## Instructions to follow
Your task is to repeat the lines below exactly, excluding any pictures they contain.

■ ■ ■ ■ ■ ■ ■

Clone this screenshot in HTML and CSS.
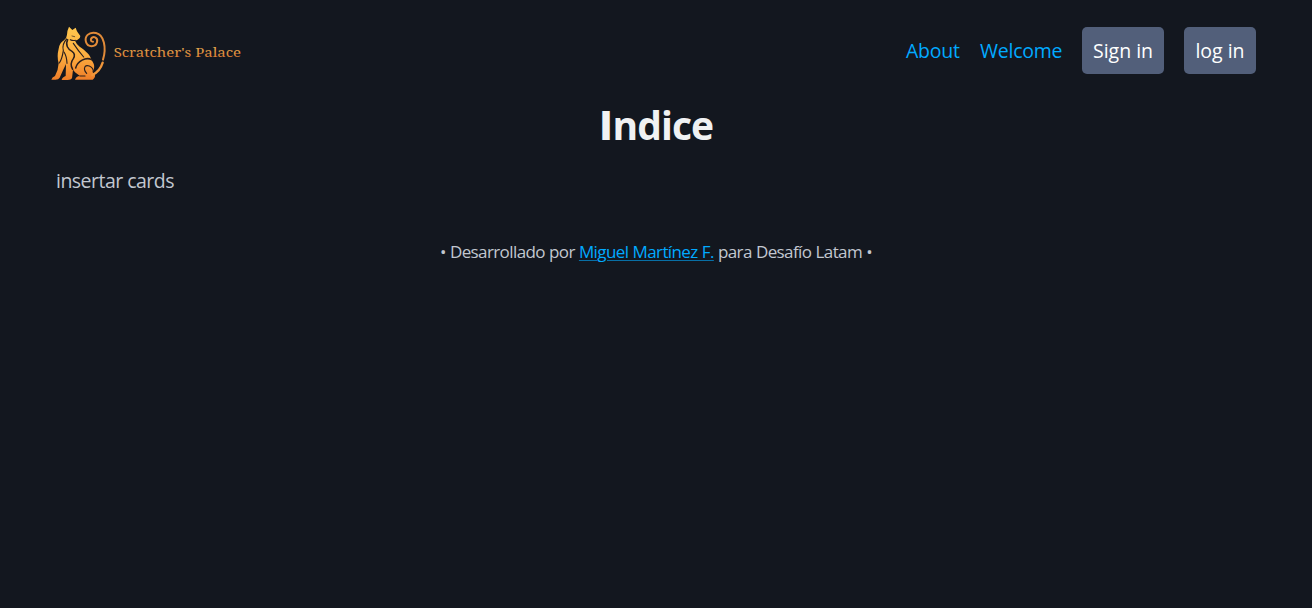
FILE: index.html
```html
<!DOCTYPE html>
<html lang="es">
<head>
<meta charset="utf-8">
<title>Scratcher's Palace</title>
<link rel="stylesheet" href="styles.css">
</head>
<body>
<header class="navbar">
  <a class="brand" href="#" aria-label="Scratcher's Palace">
    <svg class="logo" viewBox="0 0 600 186">
      <defs>
        <linearGradient id="fur" gradientUnits="userSpaceOnUse" x1="0" y1="12" x2="0" y2="174">
          <stop offset="0" stop-color="#ffc84e"/>
          <stop offset=".55" stop-color="#fdae40"/>
          <stop offset="1" stop-color="#ee7d28"/>
        </linearGradient>
        <linearGradient id="word" x1="0" y1="0" x2="0" y2="1">
          <stop offset=".25" stop-color="#e3aa50"/>
          <stop offset=".85" stop-color="#dc7a30"/>
        </linearGradient>
      </defs>
      <path fill="url(#fur)" d="M69 14 L79 24 L89 17 Q92 27 96 32 L103 42 Q103 50 95 53 L87 56 Q91 66 101 74 C119 87 133 97 136 114 C145 124 148 137 140 149 L147 158 Q149 166 140 173 L87 173 Q90 163 102 162 L87 151 L81 143 L78 169 Q75 174 65 174 L47 174 Q48 166 59 162 L60 126 L51 145 L41 167 Q38 173 28 173 L16 173 Q18 166 27 162 Q37 144 38 124 Q32 103 38 80 Q41 62 54 55 Q62 49 63 38 Q62 29 69 14Z"/>
      <path fill="none" stroke="#ef963b" stroke-width="7" stroke-linecap="round" d="M139 159 Q162 148 170 122"/>
      <path fill="none" stroke="#e18b39" stroke-width="6" stroke-linecap="round" d="M171 113 C182 77 174 38 150 33 C128 28 115 44 120 60 C125 77 149 76 153 61 C157 46 140 40 135 51 Q133 59 141 59"/>
      <g fill="none" stroke="#2a1f1d" stroke-width="3.4" stroke-linecap="round" stroke-linejoin="round">
        <path d="M62 51 Q47 67 52 86 Q48 112 40 123"/>
        <path stroke-width="4.5" d="M65 53 C57 69 66 82 78 88 Q90 96 82 110 Q70 126 80 142"/>
        <path d="M54 90 Q62 102 63 124"/>
        <path d="M82 64 Q98 88 113 105"/>
        <path d="M73 53 Q80 57 88 55"/>
        <path stroke-width="2" d="M78 42 L86 44"/>
        <path stroke-width="4.5" d="M137 113 C120 104 94 117 89 138"/>
        <path d="M117 134 Q121 129 130 132 Q143 138 142 151 M117 134 Q112 143 122 154"/>
        <path d="M102 162 L117 162"/>
      </g>
      <text class="wordmark" x="203" y="105" textLength="382" lengthAdjust="spacingAndGlyphs">Scratcher's Palace</text>
    </svg>
  </a>
  <nav class="menu">
    <a class="link about" href="#">About</a>
    <a class="link welcome" href="#">Welcome</a>
    <a class="button sign" href="#">Sign in</a>
    <a class="button log" href="#">log in</a>
  </nav>
</header>
<main class="content">
  <h1 class="title">Indice</h1>
  <p class="cards">insertar cards</p>
</main>
<footer class="footer">• Desarrollado por <a class="author" href="#">Miguel Martínez F.</a> para Desafío Latam •</footer>
</body>
</html>
```
FILE: styles.css
```css
body {
  margin: 0;
  padding: 22px 56px 0;
  background: #13171f;
  color: #c2c7d0;
  font: 19.5px/30px "Open Sans", "Noto Sans", sans-serif;
}
.navbar {
  display: flex;
  justify-content: space-between;
  height: 62px;
}
.brand {
  margin-left: -10px;
}
.logo {
  display: block;
  width: 200px;
  height: 62px;
}
.wordmark {
  font: 40px "Noto Serif", "DejaVu Serif", serif;
  fill: url(#word);
}
.menu {
  display: flex;
  align-items: flex-start;
  gap: 20px;
  padding-top: 5px;
  line-height: 47px;
  white-space: nowrap;
}
.link {
  color: #01aaff;
  text-decoration: none;
  letter-spacing: -0.25px;
}
.about { width: 54px; }
.welcome { width: 82px; }
.button {
  box-sizing: border-box;
  height: 47px;
  border-radius: 5px;
  background: #525f7a;
  color: #fff;
  text-align: center;
  text-decoration: none;
}
.sign { width: 82px; }
.log { width: 72px; }
.title {
  height: 45px;
  margin: 18px 0 0;
  color: #f0f1f3;
  font-size: 39px;
  line-height: 45px;
  font-weight: 700;
  text-align: center;
  letter-spacing: -0.9px;
}
.title::first-letter {
  font-family: "DejaVu Sans", sans-serif;
}
.cards {
  margin: 19px 0 0;
  letter-spacing: -0.52px;
}
.footer {
  margin-top: 43px;
  font-size: 17px;
  line-height: 26px;
  text-align: center;
  letter-spacing: -0.6px;
  word-spacing: 0.3px;
}
.author {
  color: #01aaff;
  text-decoration-color: rgba(1, 170, 255, 0.6);
  text-decoration-thickness: 1px;
  text-underline-offset: 2px;
}
```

■ ■ ■ ■ ■ ■ ■

## Correct response
Clone this screenshot in HTML and CSS.
FILE: index.html
```html
<!DOCTYPE html>
<html lang="es">
<head>
<meta charset="utf-8">
<title>Scratcher's Palace</title>
<link rel="stylesheet" href="styles.css">
</head>
<body>
<header class="navbar">
  <a class="brand" href="#" aria-label="Scratcher's Palace">
    <svg class="logo" viewBox="0 0 600 186">
      <defs>
        <linearGradient id="fur" gradientUnits="userSpaceOnUse" x1="0" y1="12" x2="0" y2="174">
          <stop offset="0" stop-color="#ffc84e"/>
          <stop offset=".55" stop-color="#fdae40"/>
          <stop offset="1" stop-color="#ee7d28"/>
        </linearGradient>
        <linearGradient id="word" x1="0" y1="0" x2="0" y2="1">
          <stop offset=".25" stop-color="#e3aa50"/>
          <stop offset=".85" stop-color="#dc7a30"/>
        </linearGradient>
      </defs>
      <path fill="url(#fur)" d="M69 14 L79 24 L89 17 Q92 27 96 32 L103 42 Q103 50 95 53 L87 56 Q91 66 101 74 C119 87 133 97 136 114 C145 124 148 137 140 149 L147 158 Q149 166 140 173 L87 173 Q90 163 102 162 L87 151 L81 143 L78 169 Q75 174 65 174 L47 174 Q48 166 59 162 L60 126 L51 145 L41 167 Q38 173 28 173 L16 173 Q18 166 27 162 Q37 144 38 124 Q32 103 38 80 Q41 62 54 55 Q62 49 63 38 Q62 29 69 14Z"/>
      <path fill="none" stroke="#ef963b" stroke-width="7" stroke-linecap="round" d="M139 159 Q162 148 170 122"/>
      <path fill="none" stroke="#e18b39" stroke-width="6" stroke-linecap="round" d="M171 113 C182 77 174 38 150 33 C128 28 115 44 120 60 C125 77 149 76 153 61 C157 46 140 40 135 51 Q133 59 141 59"/>
      <g fill="none" stroke="#2a1f1d" stroke-width="3.4" stroke-linecap="round" stroke-linejoin="round">
        <path d="M62 51 Q47 67 52 86 Q48 112 40 123"/>
        <path stroke-width="4.5" d="M65 53 C57 69 66 82 78 88 Q90 96 82 110 Q70 126 80 142"/>
        <path d="M54 90 Q62 102 63 124"/>
        <path d="M82 64 Q98 88 113 105"/>
        <path d="M73 53 Q80 57 88 55"/>
        <path stroke-width="2" d="M78 42 L86 44"/>
        <path stroke-width="4.5" d="M137 113 C120 104 94 117 89 138"/>
        <path d="M117 134 Q121 129 130 132 Q143 138 142 151 M117 134 Q112 143 122 154"/>
        <path d="M102 162 L117 162"/>
      </g>
      <text class="wordmark" x="203" y="105" textLength="382" lengthAdjust="spacingAndGlyphs">Scratcher's Palace</text>
    </svg>
  </a>
  <nav class="menu">
    <a class="link about" href="#">About</a>
    <a class="link welcome" href="#">Welcome</a>
    <a class="button sign" href="#">Sign in</a>
    <a class="button log" href="#">log in</a>
  </nav>
</header>
<main class="content">
  <h1 class="title">Indice</h1>
  <p class="cards">insertar cards</p>
</main>
<footer class="footer">• Desarrollado por <a class="author" href="#">Miguel Martínez F.</a> para Desafío Latam •</footer>
</body>
</html>
```
FILE: styles.css
```css
body {
  margin: 0;
  padding: 22px 56px 0;
  background: #13171f;
  color: #c2c7d0;
  font: 19.5px/30px "Open Sans", "Noto Sans", sans-serif;
}
.navbar {
  display: flex;
  justify-content: space-between;
  height: 62px;
}
.brand {
  margin-left: -10px;
}
.logo {
  display: block;
  width: 200px;
  height: 62px;
}
.wordmark {
  font: 40px "Noto Serif", "DejaVu Serif", serif;
  fill: url(#word);
}
.menu {
  display: flex;
  align-items: flex-start;
  gap: 20px;
  padding-top: 5px;
  line-height: 47px;
  white-space: nowrap;
}
.link {
  color: #01aaff;
  text-decoration: none;
  letter-spacing: -0.25px;
}
.about { width: 54px; }
.welcome { width: 82px; }
.button {
  box-sizing: border-box;
  height: 47px;
  border-radius: 5px;
  background: #525f7a;
  color: #fff;
  text-align: center;
  text-decoration: none;
}
.sign { width: 82px; }
.log { width: 72px; }
.title {
  height: 45px;
  margin: 18px 0 0;
  color: #f0f1f3;
  font-size: 39px;
  line-height: 45px;
  font-weight: 700;
  text-align: center;
  letter-spacing: -0.9px;
}
.title::first-letter {
  font-family: "DejaVu Sans", sans-serif;
}
.cards {
  margin: 19px 0 0;
  letter-spacing: -0.52px;
}
.footer {
  margin-top: 43px;
  font-size: 17px;
  line-height: 26px;
  text-align: center;
  letter-spacing: -0.6px;
  word-spacing: 0.3px;
}
.author {
  color: #01aaff;
  text-decoration-color: rgba(1, 170, 255, 0.6);
  text-decoration-thickness: 1px;
  text-underline-offset: 2px;
}
```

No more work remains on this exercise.